Thu, Jan 03, 2013 - Page 3 News List

CTV’s removal of remarks on media sparks outrage

By Huang Cheng-yin, Chang Yi- ling and Stacy Hsu  /  Staff reporters, with staff writer

China Television Co’s (CTV) controversial removal of remarks against media monopolization made by Wu Ching-feng (吳青峰), the lead singer of the popular band Sodagreen (蘇打綠), during his New Year’s Eve performance in Greater Kaohsiung from its rerun of the festivities continues to brew, with scores of netizens calling the TV station “shameless and despicable.”

Prior to his performance of Days Without Cigarettes (沒有菸抽的日子), whose lyrics were written by exiled Chinese democracy activist Wang Dan (王丹), at Kaohsiung’s E-da World theme park on Monday night, Wu expressed his opposition to media monopolization on stage in front of tens of thousands of fans.

“From my perspective, the media should be an open platform through which the truth is conveyed, rather than something that attempts to monopolize [the market] or seeks to manipulate you and me,” Wu said.

However, Wu’s rhetoric was cut from the rerun aired by CTV, which was in charge of broadcasting the New Year’s Eve celebration.

CTV is one of the many media outlets owned by the pro-China Want Want China Times Group, which also owns CtiTV and the Chinese-language newspapers Want Daily, China Times and China Times Weekly.
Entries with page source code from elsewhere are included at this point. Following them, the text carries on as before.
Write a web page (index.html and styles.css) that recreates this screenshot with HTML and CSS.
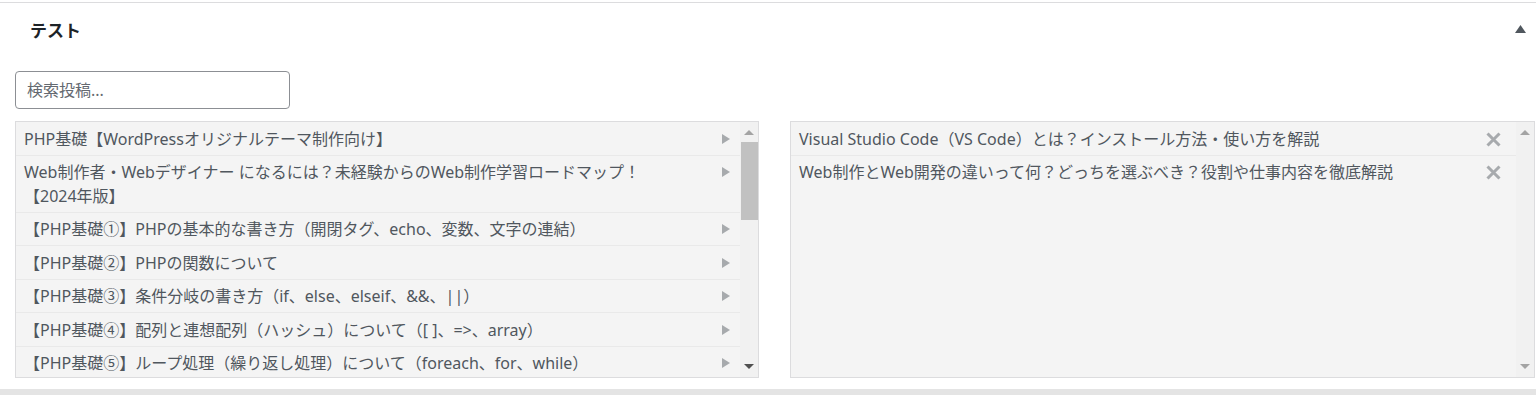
FILE: index.html
```html
<!DOCTYPE html>
<html lang="ja">
<head>
<meta charset="utf-8">
<link rel="stylesheet" href="styles.css">
</head>
<body>
<div class="postbox">
  <div class="postbox-header">
    <h2 class="title">テスト</h2>
    <span class="toggle"><svg width="11" height="8" viewBox="0 0 11 8"><polygon points="5.5,0 11,8 0,8" fill="#50575e"/></svg></span>
  </div>
  <div class="inside">
    <div class="filters">
      <input class="search" type="text" placeholder="検索投稿...">
    </div>
    <div class="selection">
      <div class="box">
        <ul class="list">
          <li class="item"><span class="text">PHP基礎【WordPressオリジナルテーマ制作向け】</span><span class="add"></span></li>
          <li class="item"><span class="text">Web制作者・Webデザイナー になるには？未経験からのWeb制作学習ロードマップ！<br>【2024年版】</span><span class="add"></span></li>
          <li class="item"><span class="text">【PHP基礎①】PHPの基本的な書き方（開閉タグ、echo、変数、文字の連結）</span><span class="add"></span></li>
          <li class="item"><span class="text">【PHP基礎②】PHPの関数について</span><span class="add"></span></li>
          <li class="item"><span class="text">【PHP基礎③】条件分岐の書き方（if、else、elseif、&amp;&amp;、||）</span><span class="add"></span></li>
          <li class="item"><span class="text">【PHP基礎④】配列と連想配列（ハッシュ）について（[ ]、=&gt;、array）</span><span class="add"></span></li>
          <li class="item"><span class="text">【PHP基礎⑤】ループ処理（繰り返し処理）について（foreach、for、while）</span><span class="add"></span></li>
        </ul>
        <div class="scrollbar">
          <span class="sb-up"></span>
          <span class="sb-thumb"></span>
          <span class="sb-down"></span>
        </div>
      </div>
      <div class="box">
        <ul class="list">
          <li class="item"><span class="text">Visual Studio Code（VS Code）とは？インストール方法・使い方を解説</span><span class="remove"><svg width="15" height="15" viewBox="0 0 15 15"><path d="M1.5 1.5 L13.5 13.5 M13.5 1.5 L1.5 13.5" stroke="#a7aaad" stroke-width="3"/></svg></span></li>
          <li class="item last"><span class="text">Web制作とWeb開発の違いって何？どっちを選ぶべき？役割や仕事内容を徹底解説</span><span class="remove"><svg width="15" height="15" viewBox="0 0 15 15"><path d="M1.5 1.5 L13.5 13.5 M13.5 1.5 L1.5 13.5" stroke="#a7aaad" stroke-width="3"/></svg></span></li>
        </ul>
        <div class="scrollbar">
          <span class="sb-up light"></span>
          <span class="sb-space"></span>
          <span class="sb-down light"></span>
        </div>
      </div>
    </div>
  </div>
</div>
<div class="footer-band"></div>
</body>
</html>
```

FILE: styles.css
```css
html, body {
  margin: 0;
  padding: 0;
  background: #fff;
}
body {
  font-family: "Noto Sans", "Noto Sans CJK JP", sans-serif;
  color: #3c434a;
}
.postbox {
  margin-top: 2px;
  border-top: 1px solid #dcdcde;
  height: 387px;
  box-sizing: border-box;
}
.postbox-header {
  display: flex;
  align-items: center;
  justify-content: space-between;
  height: 52px;
  padding: 0 10px 2px 30px;
}
.title {
  margin: 0;
  font-size: 17px;
  font-weight: 700;
  color: #1d2327;
  line-height: 1;
  font-family: "Noto Sans CJK JP", sans-serif;
}
.toggle {
  display: flex;
  width: 11px;
  height: 8px;
}
.inside {
  padding: 14px 1px 0 15px;
}
.filters {
  margin-bottom: 12px;
}
.search {
  display: block;
  width: 275px;
  height: 38px;
  box-sizing: border-box;
  border: 1px solid #8c8f94;
  border-radius: 4px;
  padding: 0 11px;
  font-family: "Noto Sans", "Noto Sans CJK JP", sans-serif;
  font-size: 16px;
  color: #2c3338;
  background: #fff;
  outline: none;
}
.search::placeholder {
  color: #646970;
}
.selection {
  display: grid;
  grid-template-columns: 744px 745px;
  column-gap: 31px;
}
.box {
  display: flex;
  height: 257px;
  box-sizing: border-box;
  border: 1px solid #dcdcde;
  background: #f4f4f4;
  overflow: hidden;
}
.list {
  flex: 1;
  margin: 0;
  padding: 0;
  list-style: none;
  overflow: hidden;
}
.item {
  display: flex;
  align-items: flex-start;
  justify-content: space-between;
  padding: 5.5px 8px 3.5px 8px;
  border-bottom: 1px solid #e9e9e9;
  font-size: 16px;
  line-height: 23.5px;
  color: #50575e;
}
.item.last {
  border-bottom: none;
}
.text {
  flex: 1;
}
.add {
  flex: none;
  width: 0;
  height: 0;
  margin: 6px 2px 0 10px;
  border-top: 5px solid transparent;
  border-bottom: 5px solid transparent;
  border-left: 8px solid #a7aaad;
}
.remove {
  flex: none;
  display: flex;
  margin: 4px 7px 0 10px;
}
.scrollbar {
  flex: none;
  width: 18px;
  background: #f1f1f1;
  display: flex;
  flex-direction: column;
  align-items: center;
}
.sb-up {
  width: 0;
  height: 0;
  margin-top: 8px;
  border-left: 5px solid transparent;
  border-right: 5px solid transparent;
  border-bottom: 5px solid #a3a3a3;
}
.sb-thumb {
  width: 17px;
  height: 78px;
  margin-top: 7px;
  background: #c1c1c1;
}
.sb-space {
  flex: 1;
}
.sb-down {
  width: 0;
  height: 0;
  margin-top: auto;
  margin-bottom: 8px;
  border-left: 5px solid transparent;
  border-right: 5px solid transparent;
  border-top: 5px solid #505050;
}
.sb-up.light {
  border-bottom-color: #a3a3a3;
}
.sb-down.light {
  border-top-color: #a3a3a3;
}
.footer-band {
  height: 20px;
  background: #e4e4e4;
}
```
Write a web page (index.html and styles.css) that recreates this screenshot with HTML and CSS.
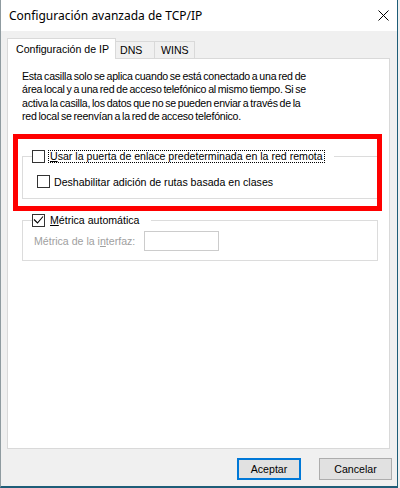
FILE: index.html
```html
<!DOCTYPE html>
<html lang="es">
<head>
<meta charset="utf-8">
<title>Configuración avanzada de TCP/IP</title>
<link rel="stylesheet" href="styles.css">
</head>
<body>
<div class="window">
  <div class="titlebar">
    <span class="title">Configuración avanzada de TCP/IP</span>
    <svg class="close" width="11" height="11" viewBox="0 0 11 11"><path d="M0.5 0.5L10.5 10.5M10.5 0.5L0.5 10.5" stroke="#000" stroke-width="1" fill="none"/></svg>
  </div>
  <div class="main">
    <div class="tabs">
      <div class="tab active">Configuración de IP</div>
      <div class="tab t-dns">DNS</div>
      <div class="tab t-wins">WINS</div>
    </div>
    <div class="panel">
      <p class="info">Esta casilla solo se aplica cuando se está conectado a una red de<br>área local y a una red de acceso telefónico al mismo tiempo. Si se<br>activa la casilla, los datos que no se pueden enviar a través de la<br>red local se reenvían a la red de acceso telefónico.</p>
      <fieldset class="group g1">
        <legend><span class="chk"><span class="cb"></span><span class="lbl focus"><u>U</u>sar la puerta de enlace predeterminada en la red remota</span></span></legend>
        <div class="row sub"><span class="cb"></span><span>Deshabilitar adición de rutas basada en clases</span></div>
      </fieldset>
      <fieldset class="group g2">
        <legend><span class="chk"><span class="cb checked"><svg width="11" height="11" viewBox="0 0 11 11"><path d="M1 4.5L4.5 8L10 1.5" stroke="#000" stroke-width="1.1" fill="none"/></svg></span><span class="lbl"><u>M</u>étrica automática</span></span></legend>
        <div class="row metric"><span>Métrica de la i<u>n</u>terfaz:</span><span class="input"></span></div>
      </fieldset>
      <div class="highlight"></div>
    </div>
    <div class="buttons">
      <div class="btn ok">Aceptar</div>
      <div class="btn cancel">Cancelar</div>
    </div>
  </div>
</div>
</body>
</html>
```
FILE: styles.css
```css
* { box-sizing: border-box; }
html, body { margin: 0; padding: 0; }
body {
  width: 400px;
  height: 488px;
  background: #f0f0f0;
  font-family: "Liberation Sans", Arial, sans-serif;
  font-size: 10.6px;
  color: #000;
  overflow: hidden;
}
.window {
  width: 398px;
  height: 488px;
  background: #f0f0f0;
  border-left: 1px solid #8f9ba0;
  border-right: 1px solid #1e5d78;
  border-bottom: 2px solid #1e5d78;
  display: flex;
  flex-direction: column;
}
.titlebar {
  height: 31px;
  flex: none;
  background: #fff;
  display: flex;
  align-items: center;
  justify-content: space-between;
  padding: 0 8px 0 8px;
}
.title {
  font-family: "Noto Sans", sans-serif;
  font-size: 12px;
}
.close { display: block; }
.main {
  flex: 1;
  padding: 7px 7px 0 6px;
  display: flex;
  flex-direction: column;
}
.tabs {
  display: flex;
  align-items: flex-end;
  height: 20px;
  flex: none;
}
.tab {
  height: 17px;
  border: 1px solid #d9d9d9;
  border-bottom: none;
  background: #f0f0f0;
  line-height: 16px;
  white-space: nowrap;
}
.tab.active {
  height: 21px;
  width: 109px;
  padding-left: 8px;
  line-height: 20px;
  background: #fff;
  margin-bottom: -1px;
  position: relative;
  z-index: 1;
}
.t-dns { width: 39px; padding-left: 4px; border-left: none; }
.t-wins { width: 40px; padding-left: 6px; border-left: none; }
.panel {
  height: 391px;
  flex: none;
  border: 1px solid #d9d9d9;
  background: #fff;
  padding: 11px 11px 0 14px;
  position: relative;
}
.info {
  margin: 0;
  line-height: 13.33px;
  letter-spacing: -0.25px;
  word-spacing: -0.8px;
  white-space: nowrap;
}
.group {
  margin: 0;
  padding: 0 9px 10px 9px;
  border: 1px solid #dcdcdc;
  min-width: 0;
}
.g1 { margin-top: 27px; }
.g2 { margin-top: 15px; padding-bottom: 9px; }
legend {
  padding: 0 9px 0 0;
  line-height: 13px;
}
.chk {
  display: inline-flex;
  align-items: center;
  height: 13px;
  vertical-align: top;
}
.cb {
  width: 13px;
  height: 13px;
  border: 1px solid #333;
  background: #fff;
  display: inline-block;
  flex: none;
}
.cb svg { display: block; }
.lbl {
  margin-left: 3px;
  border: 1px solid transparent;
  padding: 0 1px;
  line-height: 11px;
}
.focus { border: 1px dotted #000; }
.row {
  display: flex;
  align-items: center;
}
.sub {
  height: 13px;
  margin: 12px 0 0 5px;
  gap: 4px;
}
.metric {
  height: 20px;
  margin: 4px 0 0 2px;
  gap: 9px;
  color: #a0a0a0;
}
.input {
  width: 75px;
  height: 20px;
  border: 1px solid #cccccc;
  background: #fff;
}
.highlight {
  position: absolute;
  left: 5px;
  top: 75px;
  width: 369px;
  height: 77px;
  border: 5px solid #ff0000;
}
.buttons {
  display: flex;
  justify-content: flex-end;
  gap: 18px;
  margin: 9px -2px 0 0;
}
.btn {
  height: 22px;
  background: #e1e1e1;
  border: 1px solid #adadad;
  display: flex;
  align-items: center;
  justify-content: center;
}
.btn.ok { width: 64px; border: 2px solid #0078d7; }
.btn.cancel { width: 73px; }
```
The media conglomerate was the most contentious buyer in the NT$17.5 billion (US$600.86 million) acquisition of Next Media Group’s four Taiwanese media outlets in November due to its already sizeable share of the country’s media market.

The deal, which is still pending approval by regulatory agencies in Taiwan, has given rise to grave public concern over media concentration and perceived increasing Chinese influence over the nation’s media environment.

The TV station’s removal of the anti-trust remarks has caused a public uproar and met with severe condemnation from netizens, with some describing it as a “despicable” media outlet for deleting such a minor criticism.

Some also ridiculed the Want Want China Times Group, saying Wu’s remarks provoked the media giant into perfectly demonstrating the dangers of media monopolization.

Wang joined in the criticism of CTV on his Facebook page on Tuesday, where he posted a message that read: “What makes CTV’s deletion of [Wu] Ching-feng’s anti-media monopoly rhetoric any different from [the reprehensible doings] of the Chinese Communist Party?”

Wang said the TV station’s conduct self-evidently justified the students protesting against media monopolization, referring to a spate of demonstrations consisting mostly of students against the Next Media deal and media concentration.

“Media is a social instrument of communication. How could you [CTV] just air the things you want us to see, but leave out the things that we want to see?” Wang said, adding that there would be no justice if such a media outlet were not boycotted.

The CTV said the comments were edited out for the one-hour rerun, which was much shorter than the live broadcast.

The TV station said that it did not cut out any parts of the show for political purposes.

In addition to issues regarding media monopolization, Wu had previously voiced support on Sina’s Weibo’s microblogging site for Chen Wei-ting (陳為廷), a National Tsing Hua University student who was criticized last month by the Chinese-language United Daily News as being “rude” in his criticism of Minister of Education Chiang Wei-ling (蔣偉寧).

“Aren’t those who criticize others as being impolite the distribution centers of impoliteness themselves?” Wu wrote.